Panjali Banana Leaf Malaysian Restaurant, 3/10 Sun Crescent, Sunshine. Phone: 9193 1740

On the Panjali menu, there’s dosas, vadai, dal and curries.

But you’ll also find roti canai, mee goreng and nasi lemak.

I cannot recall – in what is now many decades of trawling funky eats places all over Melbourne – any other eatery that so thoroughly, wonderfully expresses a particular school of transnational cooking, in this case Indian/Malaysian.

Panjali has been open about three months and is popular – as I discover on a CTS reconnaissance trip for Sunday lunch.

The service is warm and the prices are extremely cheap. It’s closed on Mondays, but other than that it keeps long opening hours.

 

 

House-made curry puffs ($5 for two) are ungreasy and have a thick casing that is nevertheless good; the spud-based vegetable filling does the job.

 

 

On my initial solo visit, I go for the eponymous banana leaf meal.

 

 

When Nat Stockly and I return for a more in-depth exploration of the menu (see below), he does the same.

The basic banana leaf meal costs $9.90 and consists of a generous rice pile anointed with vegetable-studded dal, with various vegetable dishes arranged alongside, along with rasam, yoghurt, pickle and pappadams.

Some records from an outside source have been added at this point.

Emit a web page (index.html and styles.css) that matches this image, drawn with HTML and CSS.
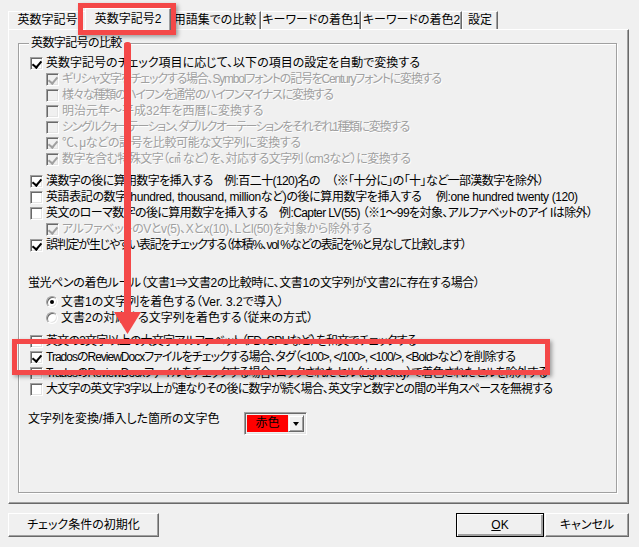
FILE: index.html
```html
<!DOCTYPE html>
<html lang="ja">
<head>
<meta charset="utf-8">
<link rel="stylesheet" href="styles.css">
</head>
<body>
<div class="window">
  <div class="tabs">
    <div class="tab t1">英数字記号</div>
    <div class="tab t2 active">英数字記号2</div>
    <div class="tab t3">用語集での比較</div>
    <div class="tab t4">キーワードの着色1</div>
    <div class="tab t5">キーワードの着色2</div>
    <div class="tab t6">設定</div>
  </div>
  <div class="panel">
    <fieldset class="group">
      <legend>英数字記号の比較</legend>
      <div class="block">
        <div class="row"><span class="cb on"></span><span class="lbl">英数字記号のチェック項目に応じて、以下の項目の設定を自動で変換する</span></div>
        <div class="row sub dis"><span class="cb on"></span><span class="lbl sq-d">ギリシャ文字をチェックする場合、Symbolフォントの記号をCenturyフォントに変換する</span></div>
        <div class="row sub dis"><span class="cb"></span><span class="lbl sq-d">様々な種類のハイフンを通常のハイフンマイナスに変換する</span></div>
        <div class="row sub dis"><span class="cb"></span><span class="lbl">明治元年～平成32年を西暦に変換する</span></div>
        <div class="row sub dis"><span class="cb"></span><span class="lbl sq-e">シングルクォーテーション、ダブルクオーテーションをそれぞれ1種類に変換する</span></div>
        <div class="row sub dis"><span class="cb on"></span><span class="lbl sq-a">℃、μなどの記号を比較可能な文字列に変換する</span></div>
        <div class="row sub dis"><span class="cb on"></span><span class="lbl sq-b">数字を含む特殊文字（㎠ など）を、対応する文字列（cm3など）に変換する</span></div>
      </div>
      <div class="block b2">
        <div class="row"><span class="cb on"></span><span class="lbl sq-b">漢数字の後に算用数字を挿入する　例:百二十(120)名の　（※「十分に」の「十」など一部漢数字を除外）</span></div>
        <div class="row"><span class="cb"></span><span class="lbl sq-a">英語表記の数字(hundred, thousand, millionなど)の後に算用数字を挿入する　 例:one hundred twenty (120)</span></div>
        <div class="row"><span class="cb"></span><span class="lbl sq-b">英文のローマ数字の後に算用数字を挿入する　例:Capter LV(55) （※1～99を対象、アルファベットのアイ Iは除外）</span></div>
        <div class="row sub dis"><span class="cb on"></span><span class="lbl sq-a">アルファベットのVとv(5)、Xとx(10)、Lとl(50)を対象から除外する</span></div>
        <div class="row"><span class="cb on"></span><span class="lbl sq-d">誤判定が生じやすい表記をチェックする（体積%、vol %などの表記を%と見なして比較します）</span></div>
      </div>
      <div class="caption sq-a">蛍光ペンの着色ルール（文書1⇒文書2の比較時に、文書1の文字列が文書2に存在する場合）</div>
      <div class="radios">
        <div class="row"><span class="rb on"></span><span class="lbl">文書1の文字列を着色する（Ver. 3.2で導入）</span></div>
        <div class="row"><span class="rb"></span><span class="lbl">文書2の対応する文字列を着色する（従来の方式）</span></div>
      </div>
      <div class="block b3">
        <div class="row"><span class="cb"></span><span class="lbl sq-c">英文の3文字以上の大文字アルファベット（FD、CPUなど）を和文でチェックする</span></div>
        <div class="row"><span class="cb on"></span><span class="lbl sq-f">TradosのReviewDocxファイルをチェックする場合、タグ（&lt;100&gt;, &lt;/100&gt;, &lt;100/&gt;, &lt;Bold&gt;など）を削除する</span></div>
        <div class="row"><span class="cb"></span><span class="lbl sq-f">TradosのReviewDocxファイルをチェックする場合、ロックされたセル（Light Gray）で着色されたセルを除外する</span></div>
        <div class="row"><span class="cb"></span><span class="lbl sq-c">大文字の英文字3字以上が連なりその後に数字が続く場合、英文字と数字との間の半角スペースを無視する</span></div>
      </div>
      <div class="colorrow">
        <span class="clabel">文字列を変換/挿入した箇所の文字色</span>
        <div class="combo"><span class="cval">赤色</span><span class="cbtn"><span class="tri"></span></span></div>
      </div>
    </fieldset>
  </div>
  <div class="buttons">
    <button class="btn reset">チェック条件の初期化</button>
    <span class="spacer"></span>
    <button class="btn ok"><u>O</u>K</button>
    <button class="btn cancel">キャンセル</button>
  </div>

  <div class="hl hl-tab"></div>
  <svg class="arrow" width="30" height="300" viewBox="0 0 30 300">
    <rect x="11" y="2" width="7" height="276" rx="3" fill="#f44848"/>
    <polygon points="1,272 28,272 14.5,294" fill="#f44848"/>
  </svg>
  <div class="hl hl-row"></div>
</div>
</body>
</html>
```
FILE: styles.css
```css
* { box-sizing: border-box; }
body {
  margin: 0;
  background: #f0f0f0;
  font-family: "Liberation Sans", "Noto Sans CJK JP", sans-serif;
  font-size: 12px;
  line-height: 16px;
  color: #000;
  font-feature-settings: "palt";
}
.window {
  width: 639px;
  height: 547px;
  position: relative;
  overflow: hidden;
}
.tabs {
  display: flex;
  align-items: flex-end;
  margin-left: 8px;
  height: 29px;
  position: relative;
  z-index: 2;
}
.tab {
  height: 18px;
  border-top: 1px solid #fff;
  border-left: 1px solid #fff;
  border-right: 1px solid #696969;
  box-shadow: inset -1px 0 #a0a0a0;
  text-align: center;
  line-height: 16px;
  white-space: nowrap;
  background: #f0f0f0;
}
.t1 { width: 79px; }
.t2 { width: 86px; }
.t3 { width: 92px; }
.t4 { width: 100px; }
.t5 { width: 101px; }
.t6 { width: 36px; }
.tab.active {
  height: 22px;
  margin: 0 -2px -1px -2px;
  padding-top: 2px;
  position: relative;
  z-index: 3;
}
.panel {
  margin-left: 8px;
  width: 621px;
  height: 475px;
  border: 1px solid;
  border-color: #fff #696969 #696969 #fff;
  box-shadow: inset -1px -1px #a0a0a0;
  padding: 5px 0 0 9px;
  position: relative;
  z-index: 1;
}
.group {
  margin: 0;
  width: 599px;
  height: 458px;
  border: 1px solid #a0a0a0;
  box-shadow: 1px 1px 0 #fff, inset 1px 1px 0 #fff;
  padding: 4px 0 0 11px;
  min-width: 0;
}
.group legend {
  margin-left: -1px;
  padding: 0 2px;
  background: #f0f0f0;
  line-height: 16px;
  letter-spacing: -0.6px;
}
.row {
  display: flex;
  align-items: center;
  height: 16px;
  white-space: nowrap;
}
.row .lbl { margin-left: 3px; }
.row.sub { padding-left: 16px; }
.row.dis .lbl { color: #a0a0a0; text-shadow: 1px 1px 0 #fff; }
.sq-a { letter-spacing: -0.4px; }
.sq-b { letter-spacing: -0.6px; }
.sq-c { letter-spacing: -0.8px; }
.sq-f { letter-spacing: -1px; }
.sq-d { letter-spacing: -1.2px; }
.sq-e { letter-spacing: -1.4px; }
.cb {
  flex: none;
  width: 13px;
  height: 13px;
  background: #fff;
  border: 1px solid;
  border-color: #a0a0a0 #fff #fff #a0a0a0;
  box-shadow: inset 1px 1px #696969, inset -1px -1px #e3e3e3;
  position: relative;
}
.cb.on::after {
  content: "";
  position: absolute;
  left: 3px;
  top: 1px;
  width: 4px;
  height: 7px;
  border-right: 2px solid #000;
  border-bottom: 2px solid #000;
  transform: rotate(40deg);
}
.dis .cb { background: #f0f0f0; }
.dis .cb.on::after { border-color: #a0a0a0; }
.b2 { margin-top: 6px; }
.caption { margin: 22px 0 0 -2px; height: 16px; white-space: nowrap; }
.radios { margin-top: 3px; padding-left: 16px; }
.rb {
  flex: none;
  width: 12px;
  height: 12px;
  border-radius: 50%;
  background: #fff;
  border: 1px solid;
  border-color: #a0a0a0 #fff #fff #a0a0a0;
  box-shadow: inset 1px 1px #696969, inset -1px -1px #e3e3e3;
  position: relative;
}
.rb.on::after {
  content: "";
  position: absolute;
  left: 3px;
  top: 3px;
  width: 4px;
  height: 4px;
  border-radius: 50%;
  background: #000;
}
.b3 { margin-top: 7px; }
.colorrow {
  margin: 15px 0 0 -2px;
  display: flex;
  align-items: flex-start;
  height: 23px;
}
.clabel { width: 216px; line-height: 14px; white-space: nowrap; }
.combo {
  width: 63px;
  height: 23px;
  display: flex;
  border: 1px solid;
  border-color: #a0a0a0 #fff #fff #a0a0a0;
  box-shadow: inset 1px 1px #696969, inset -1px -1px #e3e3e3;
  padding: 2px;
}
.cval {
  flex: 1;
  background: #ff0000;
  text-align: center;
  line-height: 17px;
}
.cbtn {
  width: 16px;
  background: #f0f0f0;
  border: 1px solid;
  border-color: #f0f0f0 #696969 #696969 #f0f0f0;
  box-shadow: inset 1px 1px #fff, inset -1px -1px #a0a0a0;
  display: flex;
  align-items: center;
  justify-content: center;
}
.tri {
  width: 0;
  height: 0;
  border-left: 3.5px solid transparent;
  border-right: 3.5px solid transparent;
  border-top: 4px solid #000;
}
.buttons {
  display: flex;
  margin: 9px 0 0 8px;
  width: 621px;
}
.spacer { flex: 1; }
.btn {
  font: inherit;
  font-feature-settings: "palt";
  height: 24px;
  padding: 0;
  background: #f0f0f0;
  color: #000;
  border: 1px solid;
  border-color: #fff #696969 #696969 #fff;
  box-shadow: inset -1px -1px #a0a0a0;
}
.reset { width: 151px; }
.ok { width: 88px; border: 1px solid #000; box-shadow: inset 1px 1px #fff, inset -2px -2px #a0a0a0; }
.cancel { width: 84px; margin-left: 1px; }
.hl {
  position: absolute;
  border: 5px solid #f44848;
  box-shadow: 2px 2px 4px rgba(0,0,0,0.35);
  z-index: 5;
}
.hl-tab { left: 78px; top: 3px; width: 98px; height: 32px; }
.hl-row { left: 12px; top: 339px; width: 538px; height: 36px; }
.arrow {
  position: absolute;
  left: 113px;
  top: 40px;
  z-index: 5;
}
```
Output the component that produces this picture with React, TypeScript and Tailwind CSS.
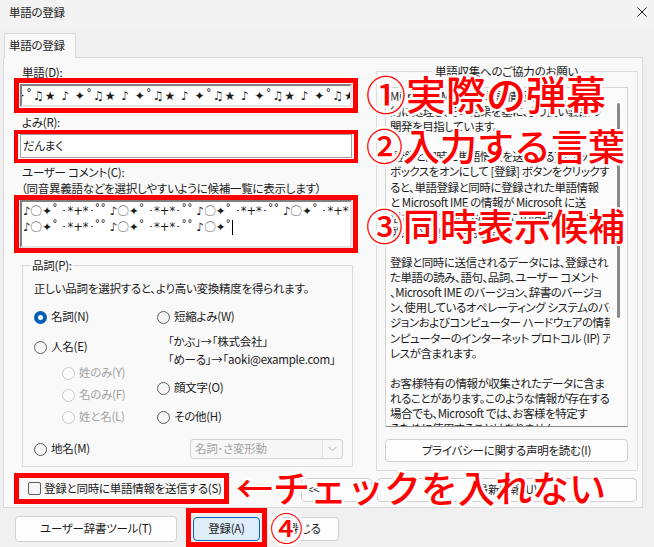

For an extra $6, I top my meal up with a truly excellent and big fried chicken piece. The chicken has been freshly cooked and placed in the bain marie just as I order, so is an obvious choice.

For $8, Nat gets a serve of lamb curry. It’s quite good, but could’ve been a bit hotter.

Nat opines that often the state of pappadams can be taken as a fair indicator of the rest of a restaurant’s food.

Ours are crisp and unoily.

I could eat them all day.

Perhaps it could be said this kind of food is not for everyone – the vegetables (cabbage, beans, pumpkin, okra, broccoli) are cooked down to quite an extent.

But the food and the place that serves it most certainly hit the spot with us, and will do likewise for dedicated CTS readers.

 

 

From the noodle line-up, mamak mee goreng ($10.90) is simple, lovely and surprisingly dry – in a good way.

No meat or seafood here, the dish getting its flavour kicks mostly from just cabbage and egg.

 

 

The many tempting roti variations will have to wait for another visit.

Instead we order chicken murtabak ($10.90).

 

 

It’s tremendous in every way – hot and fresh; and delicate and hearty at the same.

The stuffing is a great mix of onion, egg and shredded chicken.

And I love the lightly pickled fresh onion served on the side for extra crunch.

As we depart after a fine meal, Nat quips: “That’s my kind of food!”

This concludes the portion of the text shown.